Alyssa: Wow, I’m sorry to hear that. Knowing that about your mother really does put things into perspective though. I have two younger brothers but I would definitely say they act older because they’re so protective over me, so I know the feeling. By being a woman of color, are there any challenges you face in the gym? Do you feel that you need to work a little harder for respect or recognition?

Jessica: As a Mexican-American I don’t struggle with that. Of course, being a female has its issues, but even that area is improving for us females. The guys at the gym are all like my brothers and protect me just like yours. They make me better every day by being tough and not taking it easy on me during training. The push me to be the best and they are one of the reasons I am #1!

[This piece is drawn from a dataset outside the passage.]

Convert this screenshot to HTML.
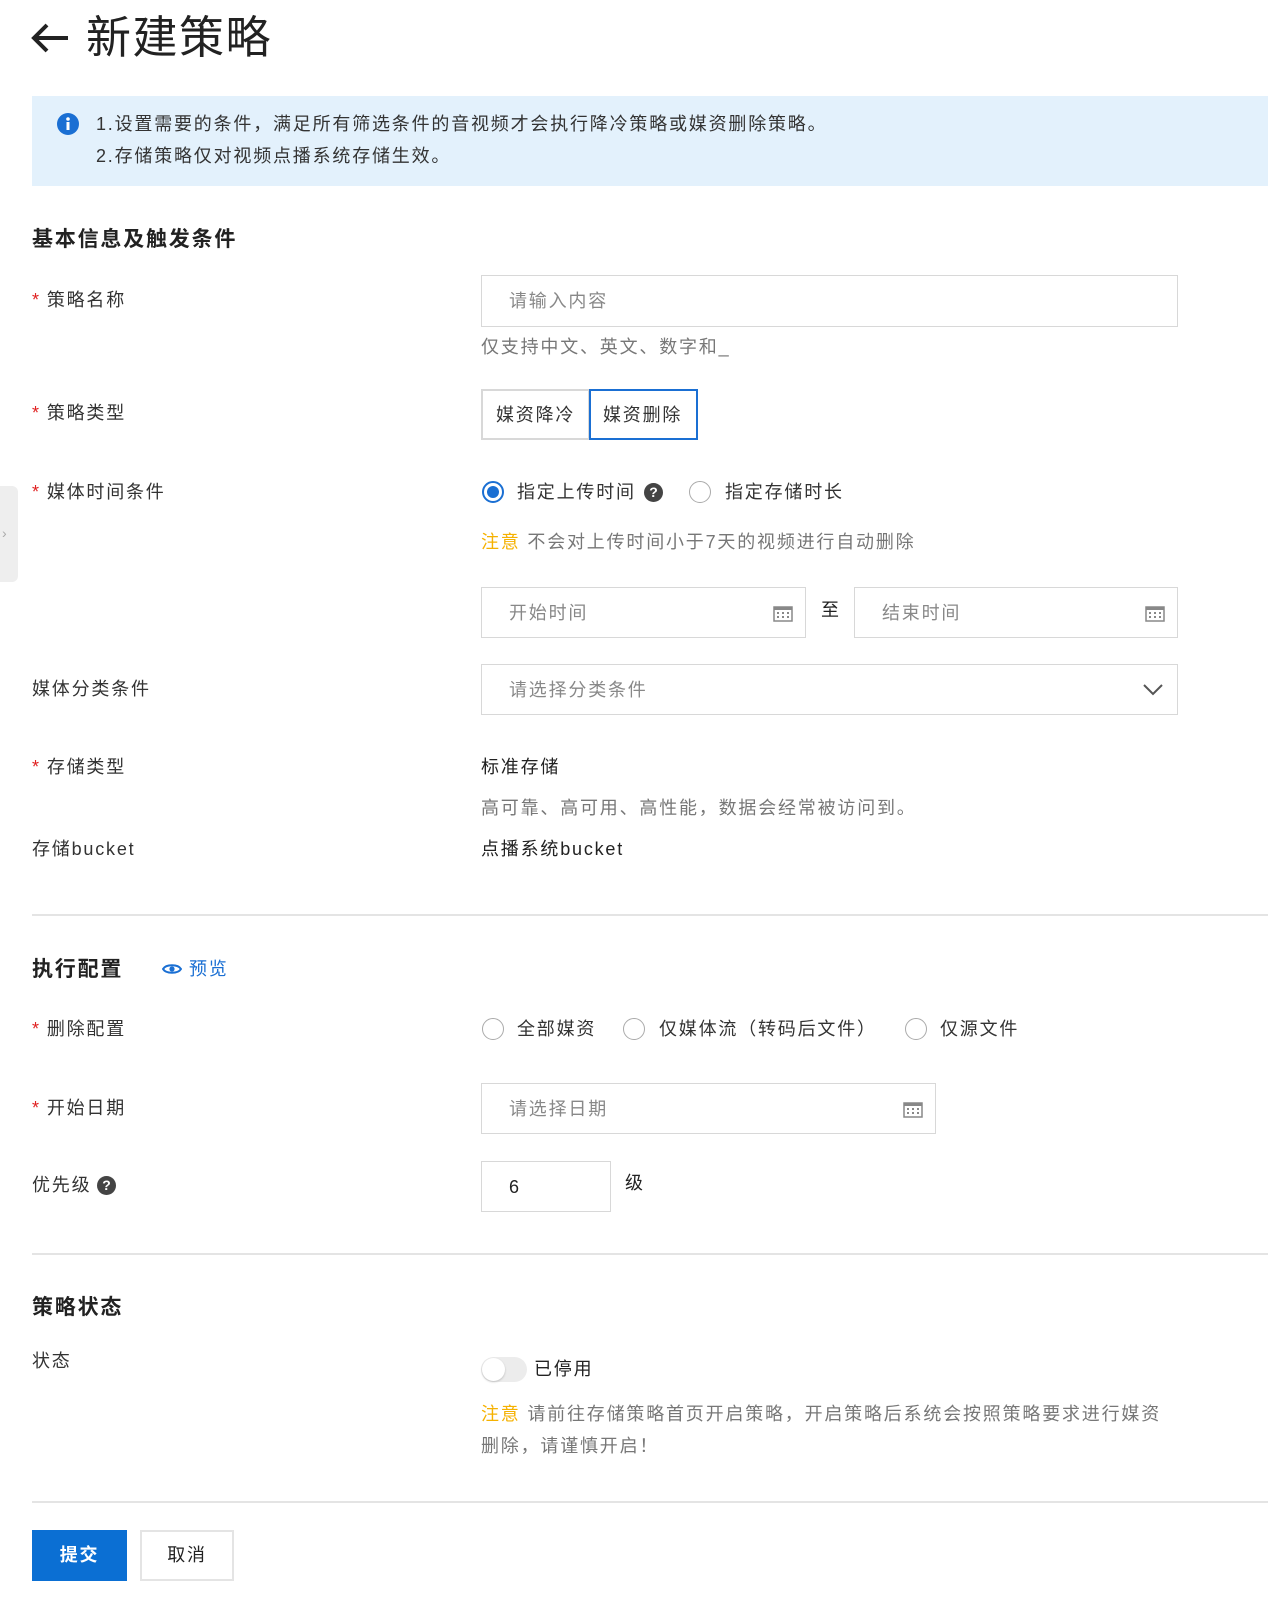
<!DOCTYPE html>
<html><head><meta charset="utf-8"><style>
*{margin:0;padding:0;box-sizing:border-box}
body{width:1268px;height:1598px;background:#fff;position:relative;overflow:hidden;font-family:"Liberation Sans","Noto Sans CJK SC",sans-serif;color:#333;font-size:18px;letter-spacing:1.8px}
.a{position:absolute;white-space:nowrap;line-height:1}
.lbl{position:absolute;left:32px;color:#333;font-size:18px;line-height:1;transform:translateY(-50%)}
.star{color:#e02020;margin-right:6px}
.inp{position:absolute;border:1px solid #d8d8d8;background:#fff}
.ph{position:absolute;left:27px;top:50%;transform:translateY(-50%);color:#888;font-size:18px;line-height:1}
.h{font-weight:bold;font-size:21px;color:#222}
.hr{position:absolute;left:32px;right:0;height:2px;background:#e4e4e4}
.rad{position:absolute;width:22px;height:22px;border:1.5px solid #aaa;border-radius:50%;background:#fff}
.gray{color:#777}
.cal{position:absolute;top:50%;transform:translateY(-50%)}
</style></head><body>
<div style="position:absolute;left:0;top:486px;width:18px;height:96px;background:#eee;border-radius:0 6px 6px 0"></div>
<div class="a" style="left:2px;top:526px;color:#aaa;font-size:14px">›</div>

<svg class="a" style="left:30px;top:22px" width="40" height="32" viewBox="0 0 40 32"><path d="M38 16H4M17 3L4 16l13 13" fill="none" stroke="#222" stroke-width="4"/></svg>
<div class="a" style="left:86px;top:15px;font-size:45px;color:#222;letter-spacing:1.5px">新建策略</div>

<div style="position:absolute;left:32px;top:96px;width:1236px;height:90px;background:#e3f1fc"></div>
<svg class="a" style="left:57px;top:113px" width="22" height="22"><circle cx="11" cy="11" r="11" fill="#1a6fd3"/><rect x="9.5" y="9" width="3" height="8" fill="#fff"/><circle cx="11" cy="6" r="1.8" fill="#fff"/></svg>
<div class="a" style="left:96px;top:115px;font-size:18px;color:#333">1.设置需要的条件，满足所有筛选条件的音视频才会执行降冷策略或媒资删除策略。</div>
<div class="a" style="left:96px;top:147px;font-size:18px;color:#333">2.存储策略仅对视频点播系统存储生效。</div>

<div class="a h" style="left:32px;top:229px">基本信息及触发条件</div>

<div class="lbl" style="top:300px"><span class="star">*</span>策略名称</div>
<div class="inp" style="left:481px;top:275px;width:697px;height:52px"><span class="ph">请输入内容</span></div>
<div class="a gray" style="left:481px;top:338px">仅支持中文、英文、数字和_</div>

<div class="lbl" style="top:413px"><span class="star">*</span>策略类型</div>
<div class="inp" style="left:481px;top:389px;width:109px;height:51px;border-width:2px"><span class="ph" style="left:13px;color:#333">媒资降冷</span></div>
<div class="inp" style="left:589px;top:389px;width:109px;height:51px;border:2px solid #1a6fd3"><span class="ph" style="left:12px;color:#333">媒资删除</span></div>

<div class="lbl" style="top:492px"><span class="star">*</span>媒体时间条件</div>
<div class="rad" style="left:482px;top:481px;border:2px solid #1a6fd3"></div>
<div class="a" style="left:487px;top:486px;width:12px;height:12px;border-radius:50%;background:#1a6fd3"></div>
<div class="a" style="left:517px;top:483px">指定上传时间</div>
<div class="a" style="left:644px;top:483px;width:19px;height:19px;border-radius:50%;background:#444;color:#fff;font-size:14px;font-weight:bold;text-align:center;line-height:19px;letter-spacing:0">?</div>
<div class="rad" style="left:689px;top:481px"></div>
<div class="a" style="left:725px;top:483px">指定存储时长</div>
<div class="a" style="left:481px;top:533px;color:#777"><span style="color:#f5b100">注意</span> 不会对上传时间小于7天的视频进行自动删除</div>

<div class="inp" style="left:481px;top:587px;width:325px;height:51px"><span class="ph">开始时间</span>
<svg class="cal" style="right:12px" width="20" height="18"><rect x="1" y="3" width="18" height="14" fill="none" stroke="#888" stroke-width="1.5"/><rect x="1" y="3" width="18" height="3" fill="#888"/><g fill="#888"><rect x="4" y="8" width="2" height="2"/><rect x="9" y="8" width="2" height="2"/><rect x="14" y="8" width="2" height="2"/><rect x="4" y="12" width="2" height="2"/><rect x="9" y="12" width="2" height="2"/><rect x="14" y="12" width="2" height="2"/></g></svg></div>
<div class="a" style="left:821px;top:601px;color:#222">至</div>
<div class="inp" style="left:854px;top:587px;width:324px;height:51px"><span class="ph">结束时间</span>
<svg class="cal" style="right:12px" width="20" height="18"><rect x="1" y="3" width="18" height="14" fill="none" stroke="#888" stroke-width="1.5"/><rect x="1" y="3" width="18" height="3" fill="#888"/><g fill="#888"><rect x="4" y="8" width="2" height="2"/><rect x="9" y="8" width="2" height="2"/><rect x="14" y="8" width="2" height="2"/><rect x="4" y="12" width="2" height="2"/><rect x="9" y="12" width="2" height="2"/><rect x="14" y="12" width="2" height="2"/></g></svg></div>

<div class="lbl" style="top:689px">媒体分类条件</div>
<div class="inp" style="left:481px;top:664px;width:697px;height:51px"><span class="ph">请选择分类条件</span>
<svg class="cal" style="right:14px" width="20" height="12"><path d="M1 1l9 9 9-9" fill="none" stroke="#555" stroke-width="2"/></svg></div>

<div class="lbl" style="top:767px"><span class="star">*</span>存储类型</div>
<div class="a" style="left:481px;top:758px;color:#222">标准存储</div>
<div class="a gray" style="left:481px;top:799px">高可靠、高可用、高性能，数据会经常被访问到。</div>
<div class="lbl" style="top:849px">存储bucket</div>
<div class="a" style="left:481px;top:840px;color:#222">点播系统bucket</div>

<div class="hr" style="top:914px"></div>

<div class="a h" style="left:32px;top:959px">执行配置</div>
<svg class="a" style="left:162px;top:962px" width="20" height="14"><path d="M1 7C4 2 16 2 19 7C16 12 4 12 1 7Z" fill="none" stroke="#1a6fd3" stroke-width="2"/><circle cx="10" cy="7" r="2.6" fill="#1a6fd3"/></svg>
<div class="a" style="left:189px;top:960px;color:#1a6fd3">预览</div>

<div class="lbl" style="top:1029px"><span class="star">*</span>删除配置</div>
<div class="rad" style="left:482px;top:1018px"></div><div class="a" style="left:517px;top:1020px">全部媒资</div>
<div class="rad" style="left:623px;top:1018px"></div><div class="a" style="left:659px;top:1020px">仅媒体流（转码后文件）</div>
<div class="rad" style="left:905px;top:1018px"></div><div class="a" style="left:940px;top:1020px">仅源文件</div>

<div class="lbl" style="top:1108px"><span class="star">*</span>开始日期</div>
<div class="inp" style="left:481px;top:1083px;width:455px;height:51px"><span class="ph">请选择日期</span>
<svg class="cal" style="right:12px" width="20" height="18"><rect x="1" y="3" width="18" height="14" fill="none" stroke="#888" stroke-width="1.5"/><rect x="1" y="3" width="18" height="3" fill="#888"/><g fill="#888"><rect x="4" y="8" width="2" height="2"/><rect x="9" y="8" width="2" height="2"/><rect x="14" y="8" width="2" height="2"/><rect x="4" y="12" width="2" height="2"/><rect x="9" y="12" width="2" height="2"/><rect x="14" y="12" width="2" height="2"/></g></svg></div>

<div class="lbl" style="top:1185px">优先级</div>
<div class="a" style="left:97px;top:1176px;width:19px;height:19px;border-radius:50%;background:#444;color:#fff;font-size:14px;font-weight:bold;text-align:center;line-height:19px;letter-spacing:0">?</div>
<div class="inp" style="left:481px;top:1161px;width:130px;height:51px"><span class="ph" style="color:#222">6</span></div>
<div class="a" style="left:625px;top:1174px;color:#222">级</div>

<div class="hr" style="top:1253px"></div>

<div class="a h" style="left:32px;top:1297px">策略状态</div>
<div class="lbl" style="top:1361px">状态</div>
<div class="a" style="left:481px;top:1357px;width:46px;height:25px;border-radius:13px;background:#ececec"></div>
<div class="a" style="left:482px;top:1358px;width:23px;height:23px;border-radius:50%;background:#fff;box-shadow:0 1px 2px rgba(0,0,0,.2)"></div>
<div class="a" style="left:534px;top:1360px;color:#222">已停用</div>
<div class="a" style="left:481px;top:1405px;color:#777"><span style="color:#f5b100">注意</span> 请前往存储策略首页开启策略，开启策略后系统会按照策略要求进行媒资</div>
<div class="a" style="left:481px;top:1437px;color:#777">删除，请谨慎开启！</div>

<div class="hr" style="top:1501px"></div>

<div class="a" style="left:32px;top:1530px;width:95px;height:51px;background:#0b6fd3;color:#fff;line-height:51px;text-align:center;font-weight:bold">提交</div>
<div class="a" style="left:140px;top:1530px;width:94px;height:51px;border:2px solid #e4e4e4;color:#222;line-height:47px;text-align:center">取消</div>
</body></html>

Alyssa: I love that, it’s great to hear that you have so much support from the guys at the gym and can consider them like a second family. In August, it was announced that Bellator MMA dropped their women’s division and let go of the female fighters within, including yourself. Do you feel that Bellator's decision to drop their women's division was an act of discrimination against women? Can you ever recall a time where you’ve experienced a moment of discrimination within the MMA community?

Jessica: I do not feel it was intentional discrimination for Bellator to drop female fighters. I believe the issue was their tournament style and lack of females in their stable. The Bellator team was great to me and I am thankful to them for the opportunity they gave me.

Alyssa: That’s understandable. Earlier this year, there was a lot of controversy after Matt Mitrione's transphobic comments towards openly transgender fighter Fallon Fox. Do you feel that the fighting community as a whole is LGBT-inclusive? Do you feel that MMA athletes still have to walk on thin ice about expressing who they are/being allies?

Jessica: I think most of the athletes in the sport are open-minded individuals; however, some of them have not been exposed to the LGBT world. It is just a lack of education on their part. In another year or two I believe it will be the norm, in my opinion, like everything else.

Alyssa: Yeah, you’re right. I feel that there’s still a lot of work to be done but talking about these kinds of issues, especially in the sports spectrum, is imperative. Hopefully shining light on LGBT issues can help educate others and inform them that we do exist and being gay or being a vocal ally isn’t a “weird” thing. Since we’re on the topic of LGBT visibility, what inspires you to be open about who you are?

Jessica: My inspiration is and has always been my mother. She is the strongest individual I know and she has made things possible in all of her situations. She didn’t choose her life and yet she made it. She is my motivation, my drive, and the person that keeps me going. I have chosen what I want and how I want to live, which is a lot more freedom than what she was exposed to. We live in a different time now where we talk about sexual preference, line of work, and so on without having to worry about rules. I am definitely grateful for how strong she has made me.

Alyssa: That’s great. A lot of people can comment on your strength and agility as a fighter, but emotional strength is the foundation behind all of that. With coming out as lesbian, especially, you need to be bold and strong enough to take a stand.

Jessica: Oh, for sure. I actually did an interview in 2012 and the topic of sexual orientation was addressed and the reporter took what I said a bit out of context, but it’s okay.

Alyssa: Out of context, how so?

Jessica: The interview was transcribed in a way that announced that I was a bisexual fighter and that is not true. For the record I am not bisexual, I am 100 percent a lesbian. I am proud to be a leader for females across the globe in the LGBT world!

Alyssa: That’s amazing. I’m grateful for you clarifying that with me today. Considering that your mother is a very important player in your life, does your mother approve of the certain things you stand behind -- be it fighting or being open about your sexual preference?

Jessica: I can say this much: my mother respects and stands by whatever I decide to do. She knows that she has raised someone with respect, morals and dignity. She also knows that what I do is never to hurt anyone else.

Alyssa: Nice. What are your thoughts about standing behind something you believe in regardless of others not approving or agreeing? Does it affect the way you present yourself in the public eye?

Jessica: I think we all just need to be true to ourselves regardless of the public’s opinion. At the end of the day you have to live with yourself, just be happy and never forget to smile and believe!